Overview

Presto was developed by Facebook, they use SQL to address he growing need to extract insights from large amounts of data for analytics.

Definition

Presto was developed by Facebook, they use SQL to address he growing need to extract insights from large amounts of data for analytics. Presto is a distributed SQL query engine that processes hundreds of petabytes of data and quadrillions of rows daily at Facebook.

Characteristics:

  • It can run hundreds of resource-intensive queries at the same time.
  • It can scale to thousands of workers.
  • It can query multiple data sources, even in the same query.
  • It can support many use cases with different constraints and performance characteristics.
  • It promises to operate at high performance.

Architecture

Image created by Vu Trinh A Presto cluster has a coordinator node and a set of worker nodes:

  • The coordinator parses, plans, and orchestrates queries.
  • The workers execute the query. The presto flow: Image created by Vu Trinh
  • The client sends an HTTP request with the SQL statement to the coordinator.
  • The coordinator parses and analyzes the SQL.
  • It then creates and optimizes the execution plan.
  • The coordinator sends the plan to the workers.
  • Workers start executing the tasks, operating on splits, which are chunks of data in an external storage system.
  • Workers’ inputs are remote splits or intermediate results from upstream workers. Workers store intermediate data in memory as much as possible. They also support many plugins for customization:
  • Custom data types.
  • Custom function.
  • Custom access control implementations.
  • Custom queuing policies.
  • Custom connectors enable Presto to communicate with external data stores through the Connector API, which has four parts: the Metadata API, Data Location API, Data Source API, and Data Sink API.

Key Design Decision

SQL Dialect

Presto adheres to the ANSI SQL to achieve broad compatibility. Facebook also selected extensions from ANSI SQL for Presto, such as lambda expressions and higher-order functions, to improve usability with complex data types like maps and arrays.

Client Interface

Presto provides multiple client interfaces:

  • A RESTful HTTP interface for clients.
  • A command-line interface.
  • A JDBC client, enabling compatibility with BI tools like Tableau.

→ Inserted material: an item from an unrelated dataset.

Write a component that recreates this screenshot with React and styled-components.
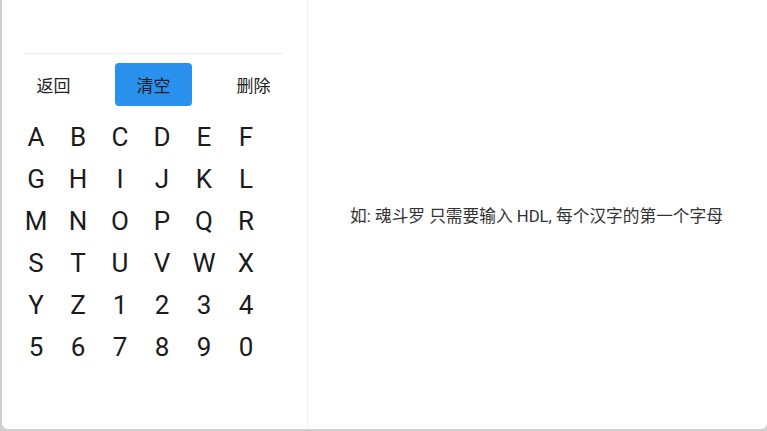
import styled, { createGlobalStyle } from "styled-components";
import { useState } from "react";

const GlobalStyle = createGlobalStyle`
  html, body {
    margin: 0;
    padding: 0;
    background: #cfcfcf;
  }
  * {
    box-sizing: border-box;
  }
`;

const Frame = styled.div`
  width: 767px;
  height: 431px;
  padding: 0 0 2px 2px;
  background: #cfcfcf;
`;

const Dialog = styled.div`
  display: flex;
  height: 100%;
  background: #fff;
  border-radius: 0 0 6px 6px;
  overflow: hidden;
  font-family: Roboto, "Noto Sans CJK SC", sans-serif;
`;

const Keyboard = styled.div`
  width: 306px;
  flex-shrink: 0;
  border-right: 1px solid #f2f2f2;
  padding-top: 53px;
`;

const Divider = styled.div`
  height: 1px;
  margin: 0 24px 0 22px;
  background: #ececec;
`;

const ActionRow = styled.div`
  display: flex;
  gap: 23px;
  padding: 9px 0 0 13px;
`;

const ActionButton = styled.button`
  width: 77px;
  height: 43px;
  border: none;
  border-radius: 4px;
  background: ${(p) => (p.$active ? "#2a92ee" : "transparent")};
  color: ${(p) => (p.$active ? "#1c1c2a" : "#222")};
  font-family: Roboto, "Noto Sans CJK SC", sans-serif;
  font-size: 17px;
  cursor: pointer;
`;

const KeyGrid = styled.div`
  display: grid;
  grid-template-columns: repeat(6, 42px);
  grid-auto-rows: 42px;
  padding: 10px 0 0 13px;
`;

const Key = styled.button`
  border: none;
  background: transparent;
  padding: 0;
  font-family: Roboto, "Noto Sans", sans-serif;
  font-size: 26px;
  color: #1b1b1b;
  cursor: pointer;
`;

const Hint = styled.div`
  flex: 1;
  display: flex;
  align-items: center;
  justify-content: center;
  padding-right: 2px;
  font-size: 16.7px;
  color: #333;
`;

const keys = "ABCDEFGHIJKLMNOPQRSTUVWXYZ1234567890".split("");

const App = () => {
  const [input, setInput] = useState("");

  return (
    <Frame>
      <GlobalStyle />
      <Dialog>
        <Keyboard>
          <Divider />
          <ActionRow>
            <ActionButton>返回</ActionButton>
            <ActionButton $active onClick={() => setInput("")}>
              清空
            </ActionButton>
            <ActionButton onClick={() => setInput(input.slice(0, -1))}>
              删除
            </ActionButton>
          </ActionRow>
          <KeyGrid>
            {keys.map((k) => (
              <Key key={k} onClick={() => setInput(input + k)}>
                {k}
              </Key>
            ))}
          </KeyGrid>
        </Keyboard>
        <Hint>{input || "如: 魂斗罗 只需要输入 HDL, 每个汉字的第一个字母"}</Hint>
      </Dialog>
    </Frame>
  );
};

export default App;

Query Planning And Optimization

The logical planner generates an intermediate representation (IR) of the query plan based on the syntax tree. The IR is a plan nodes tree. Each node is a physical or logical operation; it receives input from its children. Image created by Vu Trinh The query optimizer creates the physical plan from the logical plan. This process uses a set of transformation rules, such as predicate and limit push down, column pruning, and decorrelation.

Data Layouts

Presto leverages the physical layout of data provided by the connector’s Data Layout API to optimize queries. Some layout information includes data location, its partitioning schema, the data index, and how they sort or group the data. Image created by Vu Trinh For a table, the connector can return more than layout information; the optimizer can select the most efficient layout for the query. (e.g., leverage partitioning but ignoring the sorting)

Predicate Pushdown

Presto can push down predicates to the data source through connectors to improve filtering efficiency. The optimizer will talk with the connector to decide when to execute this technique.

Inter-node parallelism

Image created by Vu Trinh The optimizer also decides which plan stages can run parallel across workers. A stage can have many tasks, executing the same logic on a subset of input data. A shuffle happens when exchanging data between stages. Data shuffling increases latency and uses a lot of CPU and memory. Thus, the optimizer must consider the number of shuffles in a plan.

Intra-node parallelism

Image created by Vu Trinh The optimizer can identify and parallelize sections in a plan stage across threads on a single worker. This is much more efficient than inter-node parallelism; threads can share memory data, such as hash tables or dictionaries, with less overhead.

Scheduling

To execute a query, the engine makes two scheduling decisions:

  • Stage Scheduling: Presto supports two policies: all-at-once and phased. The first schedules all stages concurrently, which benefits latency-sensitive use cases such as Interactive Analytics. The phased policy executes stages in a topological order. For example, a hash-join will not schedule tasks from the probe phase until it’s finished with the build phase. The phased policy improves memory efficiency for the batch use case. Image created by Vu Trinh
  • Task Scheduling: The task scheduler categorized stages into leaf and intermediate. The leaf stages read data from the connector, and the intermediate stages process results from other stages. Leaf stages read data from connectors; placement considers network and connector constraints. Intermediate Stages process intermediate results; they can be placed on any worker node. Image created by Vu Trinh In a leaf stage, the node receives one or more splits (chunks of data) from the external systems. The coordinator must assign one or more splits to a leaf stage task for it to become eligible to run. Intermediate-stage tasks are always eligible to run and finish when all upstream tasks are completed.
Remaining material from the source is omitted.